Asian shares looked set on Friday to post their strongest week in five months as global investors returned to riskier assets after a string of positive U.S. economic data and a bounce in oil and commodity prices.
The rebound could continue if the February U.S. employment report later in the session shows job gains but remains weak enough to discourage rate increases in the near term.
MSCI’s broadest index of Asia-Pacific shares outside Japan .MIAPJ0000PUS rose 0.4 percent to the highest in almost two months. That put in on track for a 5.4 percent gain for the week, the its strongest weekly performance since October.
Japan’s Nikkei .N225 was little changed on the day but poised for a weekly gain of 4.7 percent.
“Globally, markets are rolling back the extreme risk-off trading they did in January and February,” said Norihiro Fujito, senior investment strategist at Mitsubishi UFJ Morgan Stanley Securities. “Part of the reason is that the Fed seems to be easing its insistence on raising rates.”
Chinese shares, however, failed to gain from the optimism, with the Shanghai Composite index .SSEC down 0.5 percent, while the CSI 300 .CSI300 was little changed. Investors are awaiting the start of the annual meeting of China’s parliament on Saturday, which will map out economic goals for the next five years.
The MSCI World equity index covering 46 markets .MIWD00000PUS held near its two-month high touched on Thursday.
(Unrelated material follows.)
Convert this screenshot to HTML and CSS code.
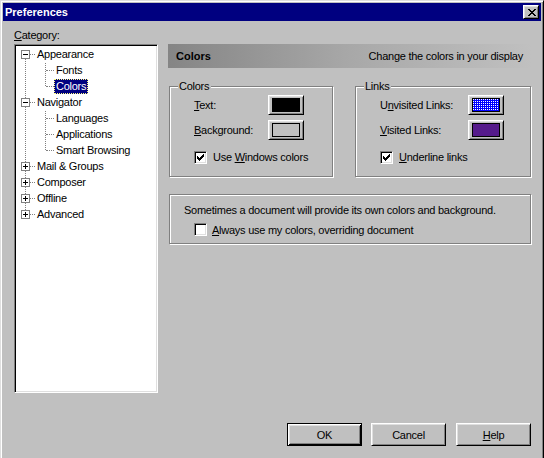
FILE: index.html
```html
<!DOCTYPE html>
<html>
<head>
<meta charset="utf-8">
<title>Preferences</title>
<link rel="stylesheet" href="styles.css">
</head>
<body>
<div class="window">
  <div class="titlebar">
    <span class="title">Preferences</span>
    <button class="close" aria-label="Close">
      <svg width="8" height="7" viewBox="0 0 8 7" shape-rendering="crispEdges"><path fill="#000" d="M0 0h2v1h-2z M6 0h2v1h-2z M1 1h2v1h-2z M5 1h2v1h-2z M2 2h4v1h-4z M3 3h2v1h-2z M2 4h4v1h-4z M1 5h2v1h-2z M5 5h2v1h-2z M0 6h2v1h-2z M6 6h2v1h-2z"/></svg>
    </button>
  </div>
  <div class="content">
    <div class="main">
      <div class="cat-label"><u>C</u>ategory:</div>
      <div class="treebox">
        <ul class="tree">
          <li>
            <div class="row"><span class="exp"></span><span class="stub"></span><span class="lbl">Appearance</span></div>
            <ul class="kids">
              <li class="row kid"><span class="stub"></span><span class="lbl">Fonts</span></li>
              <li class="row kid"><span class="stub"></span><span class="lbl sel">Colors</span></li>
            </ul>
          </li>
          <li>
            <div class="row"><span class="exp"></span><span class="stub"></span><span class="lbl">Navigator</span></div>
            <ul class="kids">
              <li class="row kid"><span class="stub"></span><span class="lbl">Languages</span></li>
              <li class="row kid"><span class="stub"></span><span class="lbl">Applications</span></li>
              <li class="row kid"><span class="stub"></span><span class="lbl">Smart Browsing</span></li>
            </ul>
          </li>
          <li><div class="row"><span class="exp plus"></span><span class="stub"></span><span class="lbl">Mail &amp; Groups</span></div></li>
          <li><div class="row"><span class="exp plus"></span><span class="stub"></span><span class="lbl">Composer</span></div></li>
          <li><div class="row"><span class="exp plus"></span><span class="stub"></span><span class="lbl">Offline</span></div></li>
          <li><div class="row"><span class="exp plus"></span><span class="stub"></span><span class="lbl">Advanced</span></div></li>
        </ul>
      </div>
      <div class="panel">
        <div class="header">
          <span class="h-title">Colors</span>
          <span class="h-desc">Change the colors in your display</span>
        </div>
        <div class="groups">
          <div class="group g-colors">
            <span class="legend">Colors</span>
            <div class="frow"><span class="flbl"><u>T</u>ext:</span><button class="sw"><span class="swatch black"></span></button></div>
            <div class="frow"><span class="flbl"><u>B</u>ackground:</span><button class="sw"><span class="swatch gray"></span></button></div>
            <div class="frow checkrow"><span class="cb"><svg width="7" height="7" viewBox="0 0 7 7" shape-rendering="crispEdges"><path fill="#000" d="M6 0h1v1h-1z M5 1h2v1h-2z M0 2h1v1h-1z M4 2h3v1h-3z M0 3h2v1h-2z M3 3h3v1h-3z M0 4h5v1h-5z M1 5h3v1h-3z M2 6h1v1h-1z"/></svg></span><span class="cblbl">Use <u>W</u>indows colors</span></div>
          </div>
          <div class="group g-links">
            <span class="legend">Links</span>
            <div class="frow"><span class="flbl">U<u>n</u>visited Links:</span><button class="sw"><span class="swatch blue"></span></button></div>
            <div class="frow"><span class="flbl"><u>V</u>isited Links:</span><button class="sw"><span class="swatch purple"></span></button></div>
            <div class="frow checkrow"><span class="cb"><svg width="7" height="7" viewBox="0 0 7 7" shape-rendering="crispEdges"><path fill="#000" d="M6 0h1v1h-1z M5 1h2v1h-2z M0 2h1v1h-1z M4 2h3v1h-3z M0 3h2v1h-2z M3 3h3v1h-3z M0 4h5v1h-5z M1 5h3v1h-3z M2 6h1v1h-1z"/></svg></span><span class="cblbl"><u>U</u>nderline links</span></div>
          </div>
        </div>
        <div class="note">
          <p>Sometimes a document will provide its own colors and background.</p>
          <div class="noterow"><span class="cb"></span><span class="cblbl"><u>A</u>lways use my colors, overriding document</span></div>
        </div>
      </div>
    </div>
    <div class="buttons">
      <button class="btn default">OK</button>
      <button class="btn">Cancel</button>
      <button class="btn help"><u>H</u>elp</button>
    </div>
  </div>
</div>
</body>
</html>
```

FILE: styles.css
```css
html, body {
  margin: 0;
  padding: 0;
  overflow: hidden;
}
body {
  width: 544px;
  height: 458px;
  background: #c0c0c0;
  font-family: "Liberation Sans", Arial, sans-serif;
  font-size: 11px;
  color: #000;
  letter-spacing: -0.25px;
}
.window {
  box-sizing: border-box;
  width: 544px;
  height: 470px;
  background: #c0c0c0;
  border: 1px solid;
  border-color: #dfdfdf #000 #000 #dfdfdf;
  box-shadow: inset 1px 1px #fff, inset -1px -1px #808080;
  padding: 2px;
}
.titlebar {
  height: 18px;
  background: #000080;
  display: flex;
  align-items: center;
  padding-left: 2px;
  color: #fff;
}
.title {
  font-weight: bold;
  letter-spacing: 0;
}
.close {
  box-sizing: border-box;
  width: 16px;
  height: 14px;
  margin-left: auto;
  margin-right: 2px;
  padding: 0 0 0 1px;
  border: 1px solid;
  border-color: #fff #000 #000 #fff;
  box-shadow: inset 1px 1px #dfdfdf, inset -1px -1px #808080;
  background: #c0c0c0;
  display: flex;
  align-items: center;
  justify-content: center;
}
.close svg { display: block; }
.content {
  padding: 8px 9px 0 11px;
}
.main {
  display: grid;
  grid-template-columns: 144px 364px;
  grid-template-rows: 13px 349px;
  column-gap: 10px;
  row-gap: 2px;
}
.cat-label {
  grid-column: 1;
  grid-row: 1;
  line-height: 13px;
}
.treebox {
  grid-column: 1;
  grid-row: 2;
  box-sizing: border-box;
  width: 144px;
  height: 349px;
  background: #fff;
  border: 1px solid;
  border-color: #808080 #fff #fff #808080;
  box-shadow: inset 1px 1px #000, inset -1px -1px #dfdfdf;
  padding: 1px;
}
.tree, .kids {
  list-style: none;
  margin: 0;
  position: relative;
}
.tree {
  padding: 0 0 0 5px;
}
.tree::before {
  content: "";
  position: absolute;
  left: 9px;
  top: 8px;
  bottom: 8px;
  border-left: 1px dotted #808080;
}
.kids {
  padding: 0;
}
.kids::before {
  content: "";
  position: absolute;
  left: 24px;
  top: 1px;
  bottom: 8px;
  border-left: 1px dotted #808080;
}
.row {
  display: flex;
  align-items: center;
  height: 16px;
}
.exp {
  position: relative;
  box-sizing: border-box;
  width: 9px;
  height: 9px;
  border: 1px solid #808080;
  background: #fff;
}
.exp::before {
  content: "";
  position: absolute;
  left: 1px;
  top: 3px;
  width: 5px;
  height: 1px;
  background: #000;
}
.exp.plus::after {
  content: "";
  position: absolute;
  left: 3px;
  top: 1px;
  width: 1px;
  height: 5px;
  background: #000;
}
.stub {
  width: 5px;
  height: 0;
  border-top: 1px dotted #808080;
}
.kid {
  padding-left: 25px;
}
.kid .stub {
  width: 8px;
}
.lbl {
  padding: 0 2px;
  height: 15px;
  line-height: 15px;
  white-space: nowrap;
}
.lbl.sel {
  background: #000080;
  color: #fff;
  outline: 1px dotted #ffff80;
  outline-offset: -1px;
}
.panel {
  grid-column: 2;
  grid-row: 2;
}
.header {
  height: 24px;
  display: flex;
  align-items: center;
  justify-content: space-between;
  padding: 0 9px 0 8px;
  background: linear-gradient(90deg, #858585 0%, #a8a8a8 50%, #c0c0c0 100%);
}
.h-title {
  font-weight: bold;
  letter-spacing: 0;
}
.groups {
  display: flex;
  gap: 22px;
  margin: 18px 0 0 1px;
}
.group {
  position: relative;
  box-sizing: border-box;
  border: 1px solid #808080;
  box-shadow: 1px 1px #fff, inset 1px 1px #fff;
  padding: 8px 0 9px 24px;
}
.g-colors { width: 164px; }
.g-links { width: 176px; }
.legend {
  position: absolute;
  top: -7px;
  left: 8px;
  padding: 0 2px 0 1px;
  background: #c0c0c0;
  line-height: 13px;
}
.frow {
  display: flex;
  align-items: center;
  height: 20px;
}
.frow + .frow { margin-top: 5px; }
.frow.checkrow { margin-top: 7px; }
.g-colors .flbl { width: 74px; }
.g-links .flbl { width: 88px; }
.flbl { white-space: nowrap; }
.sw {
  box-sizing: border-box;
  width: 36px;
  height: 20px;
  padding: 2px 3px;
  border: 1px solid;
  border-color: #fff #000 #000 #fff;
  box-shadow: inset 1px 1px #dfdfdf, inset -1px -1px #808080;
  background: #c0c0c0;
  display: flex;
}
.swatch {
  flex: 1;
  box-sizing: border-box;
  border: 1px solid #000;
}
.swatch.black { background: #000; }
.swatch.gray { background: #c0c0c0; }
.swatch.blue {
  background-color: #fff;
  background-image:
    linear-gradient(90deg, transparent 1px, #0000ff 1px),
    linear-gradient(180deg, transparent 1px, #0000ff 1px);
  background-size: 2px 2px;
}
.swatch.purple { background: #551a8b; }
.cb {
  box-sizing: border-box;
  width: 13px;
  height: 13px;
  flex: none;
  border: 1px solid;
  border-color: #808080 #fff #fff #808080;
  box-shadow: inset 1px 1px #000, inset -1px -1px #dfdfdf;
  background: #fff;
  padding: 2px;
  margin-right: 6px;
}
.cb svg { display: block; }
.cblbl { white-space: nowrap; }
.note {
  box-sizing: border-box;
  width: 362px;
  height: 50px;
  margin: 17px 0 0 1px;
  border: 1px solid #808080;
  box-shadow: 1px 1px #fff, inset 1px 1px #fff;
  padding: 9px 0 0 14px;
}
.note p {
  margin: 0;
  line-height: 13px;
  white-space: nowrap;
}
.noterow {
  display: flex;
  align-items: center;
  height: 13px;
  margin: 6px 0 0 10px;
}
.noterow .cb { margin-right: 5px; }
.buttons {
  display: flex;
  justify-content: flex-end;
  gap: 9px;
  margin-top: 30px;
  padding-right: 1px;
}
.btn {
  box-sizing: border-box;
  width: 75px;
  height: 23px;
  padding: 0;
  border: 1px solid;
  border-color: #fff #000 #000 #fff;
  box-shadow: inset 1px 1px #dfdfdf, inset -1px -1px #808080;
  background: #c0c0c0;
  font-family: "Liberation Sans", Arial, sans-serif;
  font-size: 11px;
  letter-spacing: -0.25px;
  color: #000;
}
.btn.default {
  border-color: #000;
  box-shadow: inset 1px 1px #fff, inset -1px -1px #000, inset 2px 2px #dfdfdf, inset -2px -2px #808080;
}
.btn.help { margin-left: 1px; }
```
The rally was led by emerging markets, with a measure of emerging-markets shares .MSCIEF rising 0.4 percent on Friday for a sixth day of gains, its longest winning streak since October.
The biggest move on Thursday came from Brazil’s Bovespa index .BVSP, which rose more than 5 percent, its biggest gain in six years, on news that President Dilma Rousseff could be implicated in a sweeping corruption scandal.